Di forum itu, Nur mengatakan Ardi sempat berjanji untuk mengembalikan uang tersebut dengan cara dicicil.

"Sempat muncul angka Rp 2 juta lalu Rp 3 juta, tapi itu cuma janji. Dia janji-janji terus," ujarnya.

Mediasi gagal. Nur lalu menyerahkan masalah ini ke polisi. Sejak saat itu, Nur tidak lagi menghubungi Ardi.

Kuasa hukum Nur, Sudiman Sidabukke, menjelaskan selama persidangan berlangsung, mereka tetap membuka komunikasi untuk meringankan hukuman terdakwa.

Dalam kasus tersebut, Ardi didakwa Pasal 85 Undang-Undang (UU) Nomor 3 Tahun 2011 tentang Transfer Dana dan Pasal 327 Kitab Undang-Undang Hukum Pidana (KUHP) tentang Penggelapan.

Meliana Widjaja (64) tak kuasa menahan emosi saat menyampaikan kasus yang menjeratnya.

"Anak ini sering meneror saya bertahun-tahun. Sejak papanya enggak ada suka bentak-bentak. Pakaian dilempar ke lantai. Bahkan menyebar beling di kamar saya," tutur dia.

“Saya ketakutan. Saya mengandung dia selama sembilan bulan tidak pernah minta balasan," ujarnya lirih.

Meliana adalah seorang ibu asal Semarang, Jawa Tengah. Ia dilaporkan oleh anak kandungnya gara-gara warisan.

Sikap anaknya, J, disebut berulah semenjak ayahnya meninggal pada 2008. Saat menikah, J semakin keras.

"Dia (J) memaksa minta warisan kepada saya, padahal saya masih hidup kok. Itu anak durhaka," kata Meliana.

Dari ketiga anaknya, Meliana paling menyayangi J. Buktinya, si anak bungsu disekolahkan hingga ke Australia dan dibelikan mobil.

Oleh J, Meliana dilaporkan atas dugaan pemalsuan dokumen.

Kuasa hukum Meliana, Dedy Gunawan, menjelaskan kasus menyangkut soal tanah seluas 220 meter persegi dan 221 meter persegi.

“Ketika kami mencoba memediasikan, Ibu Meliana menolak karena masih hidup. Kalau memang mau ya ini kami berikan sertifikat, hak dia senilai Rp 1 miliar. Itu yang akan diberikan kepada J. Namun, J tidak ada tanggapan dan cenderung menantang bagaimana proses ini dilanjutkan sampai ke peradilan," tegasnya.

Dedy berharap agar permasalahan ini bisa diselesaikan secara kekeluargaan.

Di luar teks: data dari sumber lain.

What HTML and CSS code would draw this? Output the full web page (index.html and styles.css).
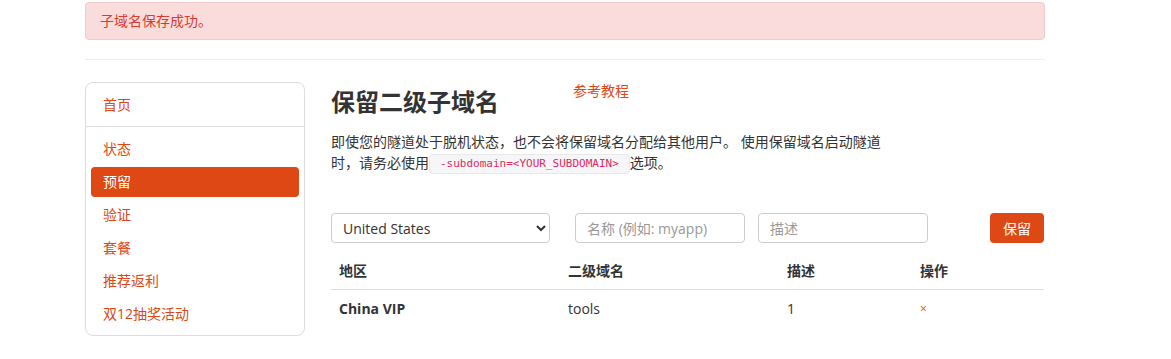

Sebuah kampung mati menjadi obrolan di media sosial.

Kampung mati tersebut berada di Dusun Krajan I, Dukuh Sumbulan, Desa Plalang, Kecamatan Jenangan, Ponorogo. Kampung itu ditinggalkan oleh seluruh warganya.

Kampung itu awalnya dihuni oleh 30 kepala keluarga.

Namun, semenjak lima tahun terakhir, para penghuninya berpindah ke lokasi baru.

Salah seorang warga yang pernah menempati kampung itu, Sumarno, menjelaskan alasan utama para warga meninggalkan kampung Sumbulan adalah sulitnya akses jalan.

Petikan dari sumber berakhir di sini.